**INPUT DATA**
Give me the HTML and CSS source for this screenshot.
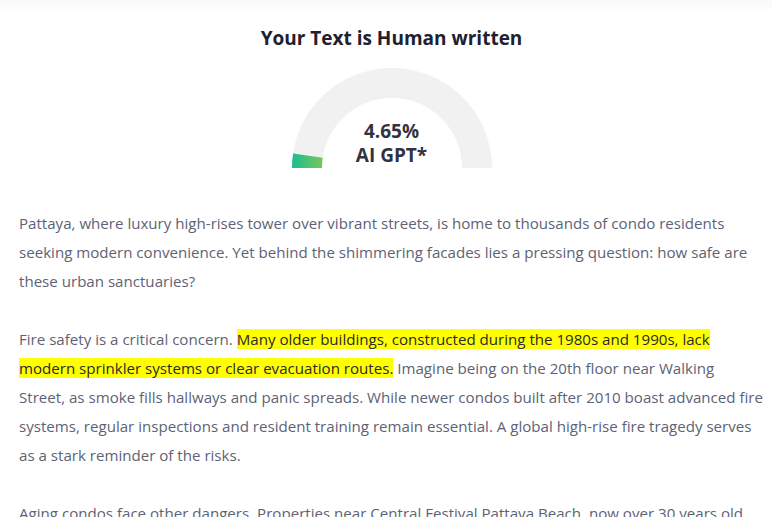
FILE: index.html
```html
<!DOCTYPE html>
<html lang="en">
<head>
<meta charset="utf-8">
<title>Result</title>
<link rel="stylesheet" href="styles.css">
</head>
<body>
<div class="page">
  <section class="result">
    <h2 class="result-title">Your Text is Human written</h2>
    <div class="gauge">
      <svg class="gauge-svg" width="200" height="101" viewBox="0 0 200 101">
        <defs>
          <linearGradient id="g" x1="0" y1="0" x2="32" y2="0" gradientUnits="userSpaceOnUse">
            <stop offset="0" stop-color="#16bf91"/>
            <stop offset="1" stop-color="#80c459"/>
          </linearGradient>
        </defs>
        <path d="M15 100 A85 85 0 0 1 185 100" fill="none" stroke="#f1f1f1" stroke-width="30"/>
        <path d="M15 100 A85 85 0 0 1 15.9 87.63" fill="none" stroke="url(#g)" stroke-width="30"/>
      </svg>
      <div class="gauge-label">
        <div>4.65%</div>
        <div>AI GPT*</div>
      </div>
    </div>
  </section>
  <article class="text">
    <p>Pattaya, where luxury high-rises tower over vibrant streets, is home to thousands of condo residents seeking modern convenience. Yet behind the shimmering facades lies a pressing question: how safe are these urban sanctuaries?</p>
    <p>Fire safety is a critical concern. <span class="hl">Many older buildings, constructed during the 1980s and 1990s, lack modern sprinkler systems or clear evacuation routes.</span> Imagine being on the 20th floor near Walking Street, as smoke fills hallways and panic spreads. While newer condos built after 2010 boast advanced fire systems, regular inspections and resident training remain essential. A global high-rise fire tragedy serves as a stark reminder of the risks.</p>
    <p>Aging condos face other dangers. Properties near Central Festival Pattaya Beach, now over 30 years old, often struggle with outdated wiring, worn elevators and crumbling balconies that demand urgent attention.</p>
  </article>
</div>
</body>
</html>
```
FILE: styles.css
```css
html, body {
  margin: 0;
  padding: 0;
  background: #ffffff;
}
body {
  font-family: "Open Sans", "Noto Sans", sans-serif;
  background: linear-gradient(#f9f9f9, #ffffff 14px) no-repeat;
}
.page {
  padding: 24px 8px 0 19px;
}
.result {
  display: flex;
  flex-direction: column;
  align-items: center;
}
.result-title {
  margin: 0;
  font-size: 19px;
  line-height: 28px;
  font-weight: 700;
  color: #202030;
}
.gauge {
  position: relative;
  width: 200px;
  height: 101px;
  margin-top: 16px;
}
.gauge-svg {
  display: block;
}
.gauge-label {
  position: absolute;
  left: 0;
  right: 0;
  top: 51px;
  text-align: center;
  font-size: 19px;
  line-height: 24px;
  font-weight: 700;
  color: #33333f;
}
.text {
  margin-top: 40px;
}
.text p {
  margin: 0 0 29px;
  font-size: 15.1px;
  line-height: 29px;
  color: #5d6275;
}
.hl {
  background: #ffff00;
  color: #2a2a2a;
}
```
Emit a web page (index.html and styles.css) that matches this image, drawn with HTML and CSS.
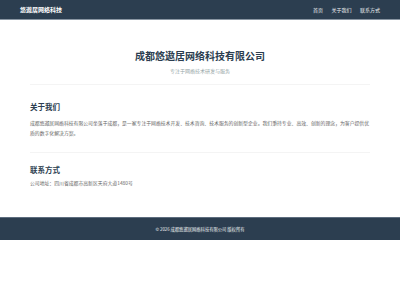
FILE: index.html
```html
<!DOCTYPE html>
<html lang="zh-CN">
<head>
    <meta charset="UTF-8">
    <meta name="viewport" content="width=device-width, initial-scale=1.0">
    <title>成都悠遨居网络科技有限公司</title>
    <link rel="stylesheet" href="styles.css">
</head>
<body>
    <!-- 顶部导航 -->
    <header class="site-header">
        <div class="logo">悠遨居网络科技</div>
        <nav class="navbar">
            <a href="#home">首页</a>
            <a href="#about">关于我们</a>
            <a href="#contact">联系方式</a>
        </nav>
    </header>

    <main class="container">
        <section class="hero" id="home">
            <h1>成都悠遨居网络科技有限公司</h1>
            <p class="tagline">专注于网络技术研发与服务</p>
        </section>

        <section class="block about" id="about">
            <h2>关于我们</h2>
            <p>成都悠遨居网络科技有限公司坐落于成都，是一家专注于网络技术开发、技术咨询、技术服务的创新型企业。我们秉持专业、高效、创新的理念，为客户提供优质的数字化解决方案。</p>
        </section>

        <section class="block contact" id="contact">
            <h2>联系方式</h2>
            <p>公司地址：四川省成都市高新区天府大道1480号</p>
        </section>
    </main>

    <footer class="site-footer">
        <p>&copy; 2026 成都悠遨居网络科技有限公司 版权所有</p>
    </footer>
</body>
</html>
```

FILE: styles.css
```css
/* General body styles */
body {
    margin: 0;
    padding: 0;
    font-family: 'Noto Sans CJK SC', 'Noto Sans', sans-serif;
    background-color: #fff;
    color: #555;
}

/* Header and navbar */
.site-header {
    box-sizing: border-box;
    height: 20px;
    padding: 0 20px;
    display: flex;
    justify-content: space-between;
    align-items: center;
    background-color: #2c3e50;
    border-bottom: 1px solid #8a96a3;
}

.logo {
    color: #fff;
    font-size: 6px;
    font-weight: 700;
}

.navbar {
    display: flex;
    gap: 8.5px;
}

.navbar a {
    color: #ecf0f1;
    text-decoration: none;
    font-size: 5px;
}

/* Main content */
.container {
    width: 340px;
    margin: 0 auto;
    padding-bottom: 29px;
}

.hero {
    text-align: center;
    padding: 29px 0 9px;
    border-bottom: 1px solid #f4f4f4;
}

.hero h1 {
    margin: 0;
    font-size: 10px;
    line-height: 14px;
    color: #2c3e50;
}

.tagline {
    margin: 4px 0 0;
    font-size: 5px;
    line-height: 8px;
    color: #95a5a6;
}

.block h2 {
    margin: 0;
    font-size: 7.5px;
    line-height: 10px;
    color: #2c3e50;
}

.block p {
    margin: 6px 0 0;
    font-size: 4.85px;
    line-height: 9.5px;
    color: #666;
}

.about {
    padding: 17px 0 15px;
    border-bottom: 1px solid #f4f4f4;
}

.contact {
    padding-top: 12px;
}

.contact p {
    margin-top: 3px;
}

/* Footer */
.site-footer {
    height: 22px;
    display: flex;
    align-items: center;
    justify-content: center;
    background-color: #2c3e50;
    border-top: 1px solid #5d6d7e;
}

.site-footer p {
    margin: 0;
    font-size: 4.3px;
    color: #ecf0f1;
}
```
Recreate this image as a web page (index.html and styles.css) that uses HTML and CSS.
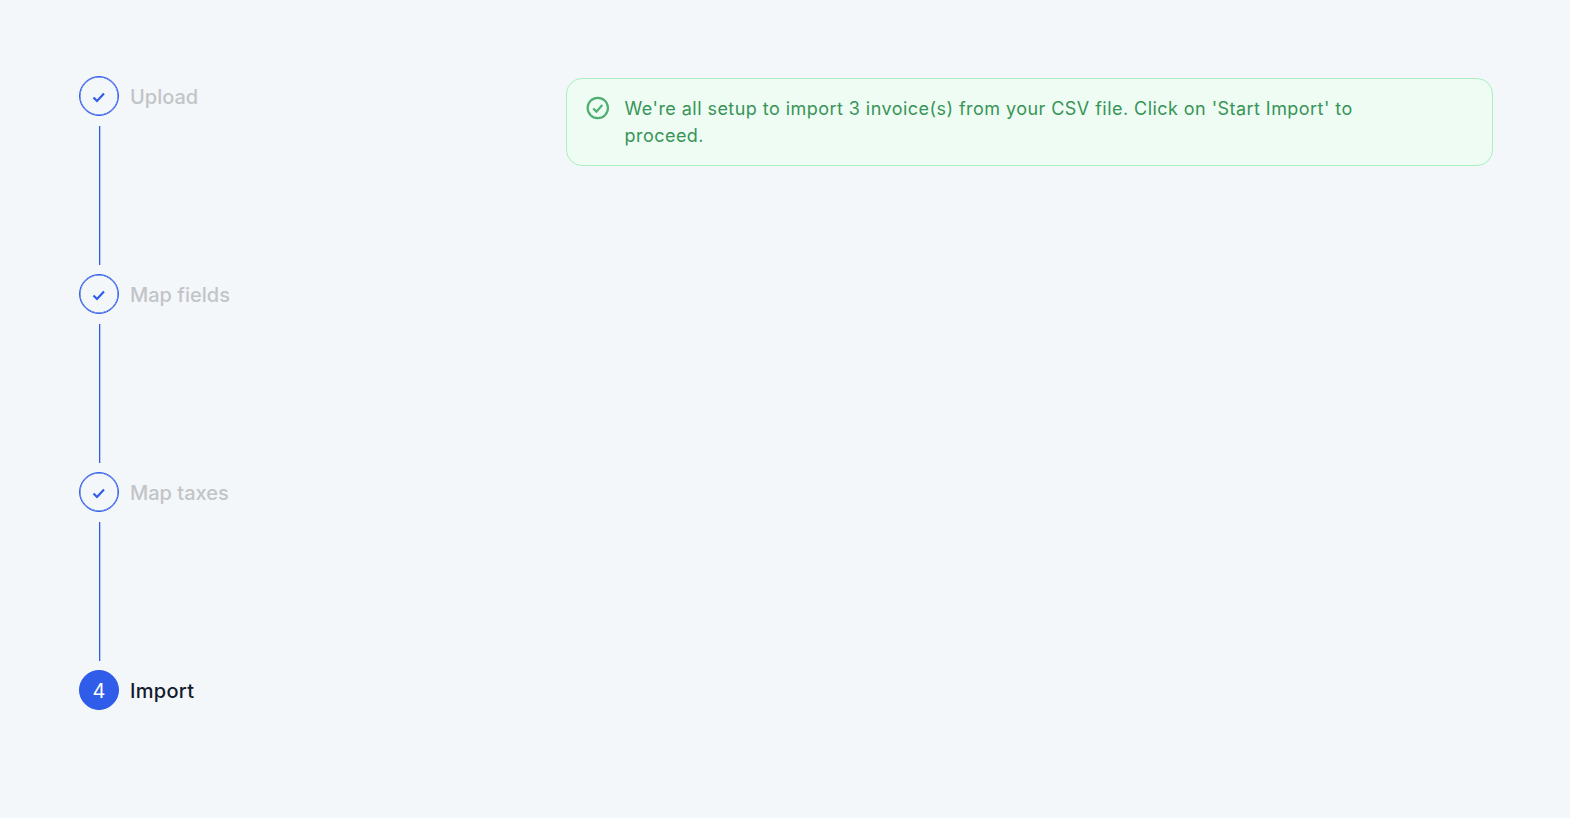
FILE: index.html
```html
<!DOCTYPE html>
<html lang="en">
<head>
  <meta charset="UTF-8" />
  <title>Import invoices</title>
  <link rel="stylesheet" href="styles.css">
</head>
<body>
  <div class="page">
    <ol class="steps">
      <li class="step done">
        <span class="step-circle">
          <svg width="16" height="16" viewBox="0 0 16 16" fill="none"><path d="M2.5 8.5 L6 12 L13 4.5" stroke="#2f5ce9" stroke-width="2.2"/></svg>
        </span>
        <span class="step-label">Upload</span>
      </li>
      <li class="step-line"></li>
      <li class="step done">
        <span class="step-circle">
          <svg width="16" height="16" viewBox="0 0 16 16" fill="none"><path d="M2.5 8.5 L6 12 L13 4.5" stroke="#2f5ce9" stroke-width="2.2"/></svg>
        </span>
        <span class="step-label">Map fields</span>
      </li>
      <li class="step-line"></li>
      <li class="step done">
        <span class="step-circle">
          <svg width="16" height="16" viewBox="0 0 16 16" fill="none"><path d="M2.5 8.5 L6 12 L13 4.5" stroke="#2f5ce9" stroke-width="2.2"/></svg>
        </span>
        <span class="step-label">Map taxes</span>
      </li>
      <li class="step-line"></li>
      <li class="step active">
        <span class="step-circle">4</span>
        <span class="step-label">Import</span>
      </li>
    </ol>

    <div class="content">
      <div class="alert">
        <svg class="alert-icon" width="26" height="26" viewBox="0 0 26 26" fill="none">
          <circle cx="13" cy="13" r="11.2" stroke="#4fae72" stroke-width="2.4"/>
          <path d="M8 13.5 L11.5 17 L18 9.8" stroke="#4fae72" stroke-width="2.4"/>
        </svg>
        <p class="alert-text">We're all setup to import 3 invoice(s) from your CSV file. Click on 'Start Import' to proceed.</p>
      </div>
    </div>
  </div>
</body>
</html>
```

FILE: styles.css
```css
body {
  margin: 0;
  background: #f4f7fa;
  font-family: 'Inter', sans-serif;
}

.page {
  display: flex;
  align-items: flex-start;
  padding: 76px 77px 0 79px;
}

.steps {
  list-style: none;
  margin: 0;
  padding: 0;
  width: 487px;
  flex-shrink: 0;
}

.step {
  display: flex;
  align-items: center;
  gap: 11px;
  height: 40px;
}

.step-circle {
  box-sizing: border-box;
  width: 40px;
  height: 40px;
  padding-top: 2px;
  border-radius: 50%;
  display: flex;
  align-items: center;
  justify-content: center;
  border: 1px solid #2f5ce9;
  box-shadow: inset 0 0 0 0.5px #2f5ce9;
  color: #fff;
  font-size: 20px;
}

.step.active .step-circle {
  background: #2f5ce9;
}

.step-label {
  padding-top: 2px;
  font-size: 20px;
  font-weight: 500;
  color: #c2c4c7;
}

.step.active .step-label {
  color: #141b2d;
  letter-spacing: 0.3px;
}

.step-line {
  width: 1px;
  height: 139px;
  margin: 10px 0 9px 20px;
  background: #2f5ce9;
  box-shadow: 1px 0 0 rgba(47, 92, 233, 0.3);
}

.content {
  flex: 1;
  padding-top: 2px;
}

.alert {
  display: flex;
  align-items: flex-start;
  gap: 15px;
  padding: 16px 130px 16px 19px;
  background: #eefcf3;
  border: 1px solid #aaf0c2;
  border-radius: 16px;
}

.alert-text {
  margin: 0;
  font-size: 18px;
  line-height: 27px;
  font-weight: 400;
  letter-spacing: 0.45px;
  color: #389457;
}
```
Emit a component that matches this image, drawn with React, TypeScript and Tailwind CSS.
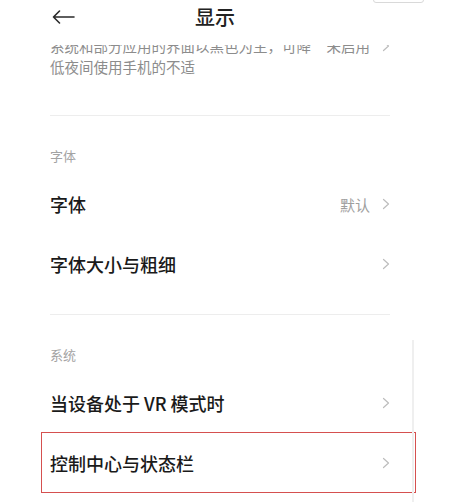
import { ReactNode } from "react";

const font = { fontFamily: '"Noto Sans CJK SC", "Noto Sans", sans-serif' };

function Chevron() {
  return (
    <svg width="8" height="12" viewBox="0 0 8 12" fill="none" className="shrink-0">
      <path d="M1.5 1.5 L6.5 6 L1.5 10.5" stroke="#bdbdbd" strokeWidth="1.2" strokeLinecap="round" strokeLinejoin="round" />
    </svg>
  );
}

function SectionLabel({ children }: { children: ReactNode }) {
  return (
    <div className="h-[58px] flex items-end pb-[9px]">
      <span className="text-[13px] leading-[18px] text-[#a3a3a3]">{children}</span>
    </div>
  );
}

function Row({ title, value, marked }: { title: string; value?: string; marked?: boolean }) {
  return (
    <div className="relative h-[60px] flex items-center justify-between">
      <span className="text-[18px] leading-none font-medium text-[#1a1a1a]">{title}</span>
      <div className="flex items-center gap-[12px]">
        {value && <span className="text-[15px] leading-none text-[#9e9e9e]">{value}</span>}
        <Chevron />
      </div>
      {/* 标注框 */}
      {marked && (
        <div className="absolute -left-[9px] -right-[26px] -top-[1px] bottom-0 border border-[#d5504f]" />
      )}
    </div>
  );
}

export default function App() {
  return (
    <div className="relative w-[455px] h-[502px] overflow-hidden bg-white" style={font}>
      {/* 顶部标题栏 */}
      <div className="relative z-10 h-[45px] bg-white">
        <div className="h-[34px] flex items-center pl-[52px]">
          <svg width="23" height="14" viewBox="0 0 23 14" fill="none">
            <path d="M22 7 H1.5 M7.5 1 L1.5 7 L7.5 13" stroke="#2a2a2a" strokeWidth="1.6" strokeLinecap="round" strokeLinejoin="round" />
          </svg>
          <span className="ml-[120px] text-[20px] leading-none font-medium text-[#222]">显示</span>
        </div>
      </div>
      <div className="absolute z-20 left-[373px] -top-[10px] w-[51px] h-[13px] rounded-[3px] border border-[#d9d9d9] bg-white" />

      <div className="pl-[50px] pr-[65px]">
        {/* 深色模式说明（被标题栏遮住一半） */}
        <div className="-mt-[10px] flex items-start justify-between">
          <p className="w-[262px] text-[14.5px] leading-[21px] text-[#8c8c8c]">
            系统和部分应用的界面以黑色为主，可降低夜间使用手机的不适
          </p>
          <div className="flex items-center gap-[12px] h-[21px]">
            <span className="text-[14.5px] text-[#8c8c8c]">未启用</span>
            <Chevron />
          </div>
        </div>

        <div className="mt-[38px] h-px bg-[#ededed]" />
        <SectionLabel>字体</SectionLabel>
        <Row title="字体" value="默认" />
        <Row title="字体大小与粗细" />

        <div className="mt-[20px] h-px bg-[#ededed]" />
        <SectionLabel>系统</SectionLabel>
        <Row title="当设备处于 VR 模式时" />
        <Row title="控制中心与状态栏" marked />
      </div>

      <div className="absolute left-[412px] top-[340px] bottom-0 w-[2px] bg-[#efefef]" />
    </div>
  );
}
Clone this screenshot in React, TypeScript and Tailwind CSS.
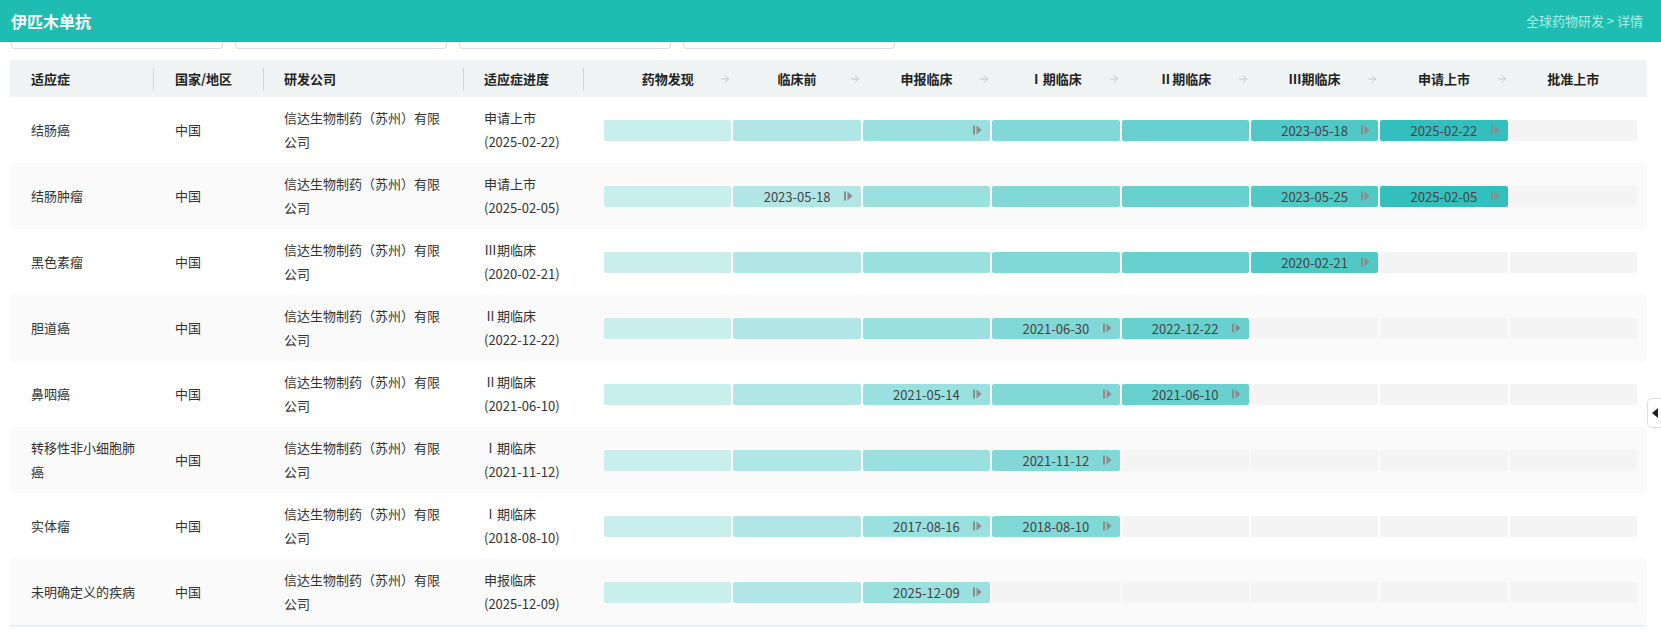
import React from 'react';
import { ArrowRight } from 'lucide-react';

const phases = ['药物发现', '临床前', '申报临床', 'Ⅰ期临床', 'Ⅱ期临床', 'Ⅲ期临床', '申请上市', '批准上市'];

const barColors = [
  'bg-[#c9eeee]',
  'bg-[#b1e6e6]',
  'bg-[#9ae0df]',
  'bg-[#81d8d7]',
  'bg-[#68d1cf]',
  'bg-[#4fc8c6]',
  'bg-[#33bfbd]',
  'bg-[#1fb7b4]',
];

interface Row {
  name: string;
  company: string;
  stage: string;
  date: string;
  filled: number;
  marks: Record<number, string>;
}

const rows: Row[] = [
  { name: '结肠癌', company: '信达生物制药（苏州）有限公司', stage: '申请上市', date: '2025-02-22', filled: 7, marks: { 3: '', 6: '2023-05-18', 7: '2025-02-22' } },
  { name: '结肠肿瘤', company: '信达生物制药（苏州）有限公司', stage: '申请上市', date: '2025-02-05', filled: 7, marks: { 2: '2023-05-18', 6: '2023-05-25', 7: '2025-02-05' } },
  { name: '黑色素瘤', company: '信达生物制药（苏州）有限公司', stage: 'Ⅲ期临床', date: '2020-02-21', filled: 6, marks: { 6: '2020-02-21' } },
  { name: '胆道癌', company: '信达生物制药（苏州）有限公司', stage: 'Ⅱ期临床', date: '2022-12-22', filled: 5, marks: { 4: '2021-06-30', 5: '2022-12-22' } },
  { name: '鼻咽癌', company: '信达生物制药（苏州）有限公司', stage: 'Ⅱ期临床', date: '2021-06-10', filled: 5, marks: { 3: '2021-05-14', 4: '', 5: '2021-06-10' } },
  { name: '转移性非小细胞肺癌', company: '信达生物制药（苏州）有限公司', stage: 'Ⅰ期临床', date: '2021-11-12', filled: 4, marks: { 4: '2021-11-12' } },
  { name: '实体瘤', company: '信达生物制药（苏州）有限公司', stage: 'Ⅰ期临床', date: '2018-08-10', filled: 4, marks: { 3: '2017-08-16', 4: '2018-08-10' } },
  { name: '未明确定义的疾病', company: '信达生物制药（苏州）有限公司', stage: '申报临床', date: '2025-12-09', filled: 3, marks: { 3: '2025-12-09' } },
];

const cols = 'grid grid-cols-[143px_110px_200px_120px_1fr]';

const StepIcon = () => (
  <svg width="9" height="10" viewBox="0 0 9 10" className="absolute right-[8px] top-1/2 -translate-y-1/2" aria-hidden="true">
    <rect x="0" y="0.5" width="2" height="9" fill="#8c8c8c" />
    <path d="M3.5 0.5 L8.5 5 L3.5 9.5 Z" fill="#8c8c8c" />
  </svg>
);

const Bar: React.FC<{ index: number; row: Row }> = ({ index, row }) => {
  const filled = index < row.filled;
  const mark = row.marks[index + 1];
  return (
    <div className={`relative h-[21px] rounded-[2px] flex items-center justify-center ${filled ? barColors[index] : 'bg-[#f4f4f4]'}`}>
      {mark ? <span className="text-[13px] leading-none text-[#444]">{mark}</span> : null}
      {mark !== undefined ? <StepIcon /> : null}
    </div>
  );
};

const Divider = () => <span className="absolute left-0 top-1/2 -translate-y-1/2 h-[23px] w-px bg-[#cfd5d8]" />;

export default function App() {
  return (
    <div className="relative w-[1661px] h-[642px] bg-white font-['Noto_Sans_CJK_SC','Noto_Sans',sans-serif] overflow-hidden">
      <div className="h-[42px] bg-[#1fbdb1] flex items-center justify-between pl-[11px] pr-[18px]">
        <span className="text-white text-[16px] font-bold">伊匹木单抗</span>
        <span className="text-[#a9ede5] text-[13px]">全球药物研发 &gt; 详情</span>
      </div>

      <div className="flex gap-[12px] pl-[11px]">
        {[0, 1, 2, 3].map((i) => (
          <div key={i} className="w-[212px] h-[7px] border-x border-b border-[#dcdfe6] rounded-b-[4px]" />
        ))}
      </div>

      <div className="ml-[10px] w-[1637px] mt-[11px]">
        <div className={`${cols} h-[37px] bg-[#eff3f4] text-[13px] font-bold text-[#222] items-center`}>
          <div className="pl-[21px]">适应症</div>
          <div className="relative pl-[22px] h-full flex items-center"><Divider />国家/地区</div>
          <div className="relative pl-[21px] h-full flex items-center"><Divider />研发公司</div>
          <div className="relative pl-[21px] h-full flex items-center"><Divider />适应症进度</div>
          <div className="relative pl-[21px] pr-[10px] h-full flex items-center">
            <Divider />
            <div className="grid grid-cols-8 gap-[2px] w-full">
              {phases.map((p, i) => (
                <div key={p} className="relative flex justify-center items-center">
                  <span>{p}</span>
                  {i < 7 ? (
                    <ArrowRight size={12} strokeWidth={2} className="absolute right-0 text-[#c3c8cc]" />
                  ) : null}
                </div>
              ))}
            </div>
          </div>
        </div>

        {rows.map((row, r) => (
          <div
            key={row.name}
            className={`${cols} h-[66px] items-center text-[13px] leading-[24px] text-[#333] rounded-[4px] ${r % 2 === 1 ? 'bg-[#fafafa]' : 'bg-white'}`}
          >
            <div className="pl-[21px] pr-[12px]">{row.name}</div>
            <div className="pl-[22px]">中国</div>
            <div className="pl-[21px] pr-[20px]">{row.company}</div>
            <div className="pl-[21px]">
              <div>{row.stage}</div>
              <div>({row.date})</div>
            </div>
            <div className="pl-[21px] pr-[10px] grid grid-cols-8 gap-[2px]">
              {phases.map((p, i) => (
                <Bar key={p} index={i} row={row} />
              ))}
            </div>
          </div>
        ))}
        <div className="h-[2px] bg-[#ebeef5]" />
      </div>

      <div className="absolute right-0 top-[398px] w-[14px] h-[30px] bg-white border border-r-0 border-[#dcdfe6] rounded-l-[5px] flex items-center justify-center">
        <svg width="6" height="10" viewBox="0 0 6 10" aria-hidden="true">
          <path d="M6 0 L0 5 L6 10 Z" fill="#222" />
        </svg>
      </div>
    </div>
  );
}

**TASK TO CARRY OUT**
Search the data above for lines holding "page" and copy each of them.

**SOLUTION**
<div class="page">
.page {
Emit a web page (index.html and styles.css) that matches this image, drawn with HTML and CSS.
Recreate this image as a web page (index.html and styles.css) that uses HTML and CSS.
  <div class="page">
.page {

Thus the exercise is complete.